-- start --

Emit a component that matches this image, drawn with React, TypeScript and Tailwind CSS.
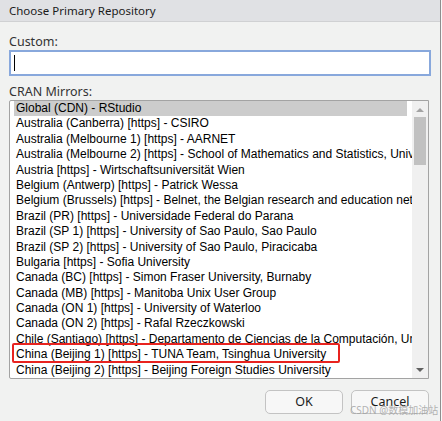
import React from 'react'

const mirrors = [
  'Global (CDN) - RStudio',
  'Australia (Canberra) [https] - CSIRO',
  'Australia (Melbourne 1) [https] - AARNET',
  'Australia (Melbourne 2) [https] - School of Mathematics and Statistics, University of Melbourne',
  'Austria [https] - Wirtschaftsuniversität Wien',
  'Belgium (Antwerp) [https] - Patrick Wessa',
  'Belgium (Brussels) [https] - Belnet, the Belgian research and education network',
  'Brazil (PR) [https] - Universidade Federal do Parana',
  'Brazil (SP 1) [https] - University of Sao Paulo, Sao Paulo',
  'Brazil (SP 2) [https] - University of Sao Paulo, Piracicaba',
  'Bulgaria [https] - Sofia University',
  'Canada (BC) [https] - Simon Fraser University, Burnaby',
  'Canada (MB) [https] - Manitoba Unix User Group',
  'Canada (ON 1) [https] - University of Waterloo',
  'Canada (ON 2) [https] - Rafal Rzeczkowski',
  'Chile (Santiago) [https] - Departamento de Ciencias de la Computación, Universidad de Chile',
  'China (Beijing 1) [https] - TUNA Team, Tsinghua University',
  'China (Beijing 2) [https] - Beijing Foreign Studies University',
]

export default function App() {
  return (
    <div className="relative w-[442px] h-[421px] overflow-hidden bg-[#f8f8f8] font-['Noto_Sans','Open_Sans',sans-serif]">
      <div className="w-[441px] h-[421px] bg-[#f1f2f1] border-r border-[#8e8e8e] flex flex-col">
        {/* title bar */}
        <div className="h-[22px] shrink-0 bg-[#e0e1e4] border-b border-[#d0d1d3] flex items-center pl-[9px] text-[11.5px] text-[#1b1b1b]">
          Choose Primary Repository
        </div>

        <div className="flex flex-col pl-[9px] pr-[9px]">
          <div className="mt-[11px] h-[17px] leading-[17px] text-[12.5px] text-[#333]">Custom:</div>
          <div className="h-[26px] w-[422px] bg-white border-2 border-[#88a8dc] flex items-center pl-[3px]">
            <div className="w-px h-[16px] bg-black" />
          </div>

          <div className="mt-[7px] h-[17px] leading-[17px] text-[12.5px] text-[#333]">CRAN Mirrors:</div>
          <div className="relative h-[279px] w-[420px] bg-white border border-[#a3a3a3] rounded-tl-[2px] rounded-bl-[2px] flex overflow-hidden font-['Liberation_Sans',Arial,sans-serif] text-[12px] text-black">
            <div className="w-[402px] overflow-hidden pl-1">
              {mirrors.map((m, i) => (
                <div
                  key={m}
                  className={`h-[15.4px] leading-[15.4px] whitespace-nowrap pl-[2px] ${i === 0 ? 'w-[393px] bg-[#cccccc]' : ''}`}
                >
                  {m}
                </div>
              ))}
            </div>
            {/* scrollbar */}
            <div className="w-[16px] bg-[#f0f0f0] flex flex-col items-center">
              <div className="h-[16px] flex items-center justify-center">
                <svg width="8" height="5" viewBox="0 0 8 5"><path d="M0 5 L4 1 L8 5 Z" fill="#a3a3a3" /></svg>
              </div>
              <div className="w-[12px] h-[48px] bg-[#c1c1c1]" />
              <div className="flex-1" />
              <div className="h-[16px] flex items-center justify-center">
                <svg width="8" height="5" viewBox="0 0 8 5"><path d="M0 0 L4 4 L8 0 Z" fill="#606060" /></svg>
              </div>
            </div>
            {/* highlight drawn over the list */}
            <div className="absolute left-[2px] top-[242px] w-[328px] h-[20px] border-2 border-[#e8231f] rounded-[2px] pointer-events-none" />
          </div>

          <div className="flex justify-end gap-2 mt-[11px] pr-[2px]">
            <button className="w-[78px] h-[24px] rounded-[5px] border border-[#c3c3c3] bg-[#f7f7f7] text-[12.5px] text-[#1b1b1b]">OK</button>
            <button className="w-[78px] h-[24px] rounded-[5px] border border-[#c3c3c3] bg-[#f7f7f7] text-[12.5px] text-[#1b1b1b]">Cancel</button>
          </div>
        </div>
      </div>
      <div className="absolute left-[350px] top-[403px] leading-[14px] text-[10px] text-[#a0a0a0]/80 whitespace-nowrap font-['Noto_Sans','Noto_Sans_CJK_SC',sans-serif] pointer-events-none">
        CSDN @数模加油站
      </div>
    </div>
  )
}
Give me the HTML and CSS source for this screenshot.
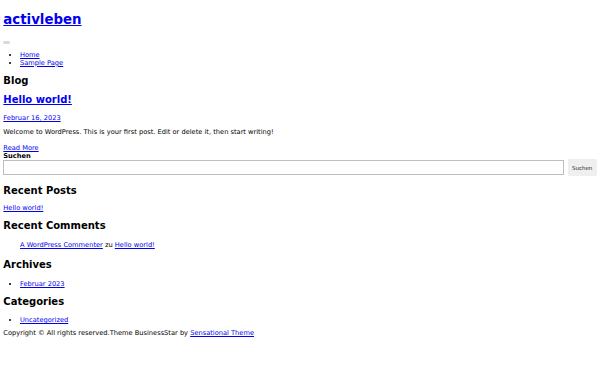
FILE: index.html
```html
<!DOCTYPE html>
<html lang="de">
<head>
  <meta charset="UTF-8" />
  <meta name="viewport" content="width=device-width, initial-scale=1" />
  <title>activleben</title>
  <link rel="stylesheet" href="styles.css">
</head>
<body>
  <header class="site-header">
    <h1 class="site-title"><a href="#">activleben</a></h1>
    <nav class="main-nav">
      <div class="toggle-row"><button class="menu-toggle"></button></div>
      <ul class="menu">
        <li><a href="#">Home</a></li>
        <li><a href="#">Sample Page</a></li>
      </ul>
    </nav>
  </header>

  <main class="site-main">
    <h2 class="page-title">Blog</h2>
    <article class="post">
      <h2 class="entry-title"><a href="#">Hello world!</a></h2>
      <div class="entry-meta"><a href="#">Februar 16, 2023</a></div>
      <p class="entry-summary">Welcome to WordPress. This is your first post. Edit or delete it, then start writing!</p>
      <div class="read-more"><a href="#">Read More</a></div>
    </article>
  </main>

  <aside class="sidebar">
    <form class="search-form">
      <label class="search-label" for="s">Suchen</label>
      <div class="search-row">
        <input class="search-input" id="s" type="search" />
        <button class="search-button" type="button">Suchen</button>
      </div>
    </form>

    <section class="widget">
      <h2 class="widget-title">Recent Posts</h2>
      <ul class="plain-list">
        <li><a href="#">Hello world!</a></li>
      </ul>
    </section>

    <section class="widget">
      <h2 class="widget-title">Recent Comments</h2>
      <ol class="comment-list">
        <li class="comment-item"><a href="#">A WordPress Commenter</a> zu <a href="#">Hello world!</a></li>
      </ol>
    </section>

    <section class="widget">
      <h2 class="widget-title">Archives</h2>
      <ul class="bullet-list">
        <li><a href="#">Februar 2023</a></li>
      </ul>
    </section>

    <section class="widget">
      <h2 class="widget-title">Categories</h2>
      <ul class="bullet-list">
        <li><a href="#">Uncategorized</a></li>
      </ul>
    </section>
  </aside>

  <footer class="site-footer">
    Copyright © All rights reserved.Theme BusinessStar by <a href="#">Sensational Theme</a>
  </footer>
</body>
</html>
```

FILE: styles.css
```css
body {
  margin: 3.33px;
  font-family: "DejaVu Sans", sans-serif;
  font-size: 6.67px;
  color: #000;
  background: #fff;
}
a {
  color: #0000ee;
}
h1 {
  font-size: 2em;
  margin: 0.67em 0;
}
h2 {
  font-size: 1.5em;
  margin: 0.83em 0;
}
.toggle-row {
  height: 8px;
  padding-top: 5px;
  box-sizing: border-box;
}
.menu-toggle {
  display: block;
  width: 7px;
  height: 3px;
  padding: 0;
  border: none;
  border-radius: 1.5px;
  background: #d9d9d9;
}
.menu {
  margin: 1em 0;
  padding-left: 16.67px;
}
.entry-meta {
  margin: 0;
}
.entry-summary {
  margin: 1em 0 0;
}
.read-more {
  margin-top: 8px;
}
.search-form {
  margin: 0;
}
.search-label {
  display: block;
  font-weight: bold;
}
.search-row {
  display: flex;
  align-items: center;
  gap: 4px;
  margin-top: -1px;
}
.search-input {
  flex: 1;
  height: 15px;
  box-sizing: border-box;
  margin: 0;
  border: 1px solid #bdbdbd;
  padding: 0 3px;
}
.search-button {
  width: 29px;
  height: 17px;
  padding: 0;
  border: none;
  border-radius: 1px;
  background: #efefef;
  color: #1e1e1e;
  font-family: "DejaVu Sans", sans-serif;
  font-size: 5.5px;
}
.plain-list {
  list-style: none;
  margin: 1em 0;
  padding: 0;
}
.comment-list {
  list-style: none;
  margin: 1em 0;
  padding-left: 16.67px;
}
.comment-item {
  padding: 1.8px 0;
}
.bullet-list {
  margin: 1em 0 5px;
  padding-left: 16.67px;
}
.bullet-list li {
  padding-top: 1px;
}
.site-footer {
  margin: 0;
}
```
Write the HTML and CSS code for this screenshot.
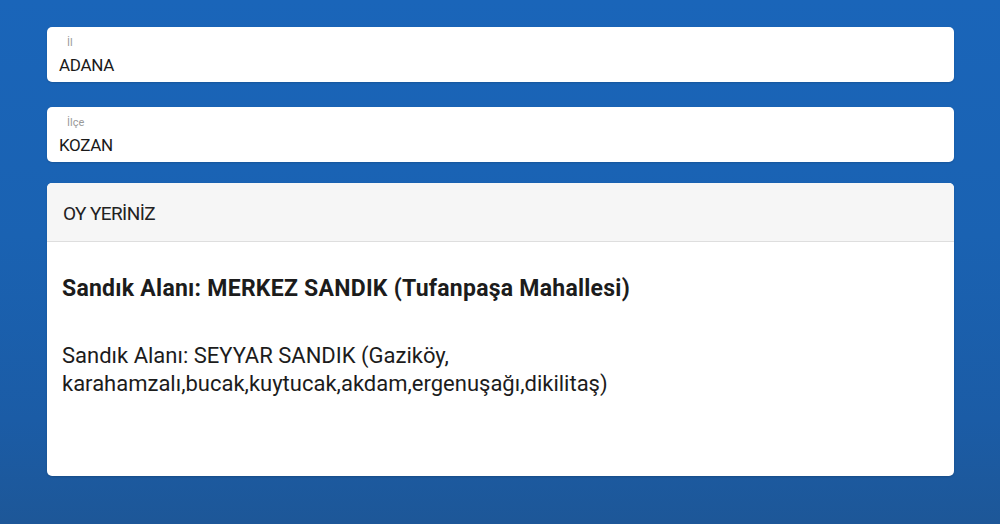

-- end --

GIVEN EXERCISE: From the listing above, return each line with the word "drawn".

RESPONSE:
Emit a component that matches this image, drawn with React, TypeScript and Tailwind CSS.
            {/* highlight drawn over the list */}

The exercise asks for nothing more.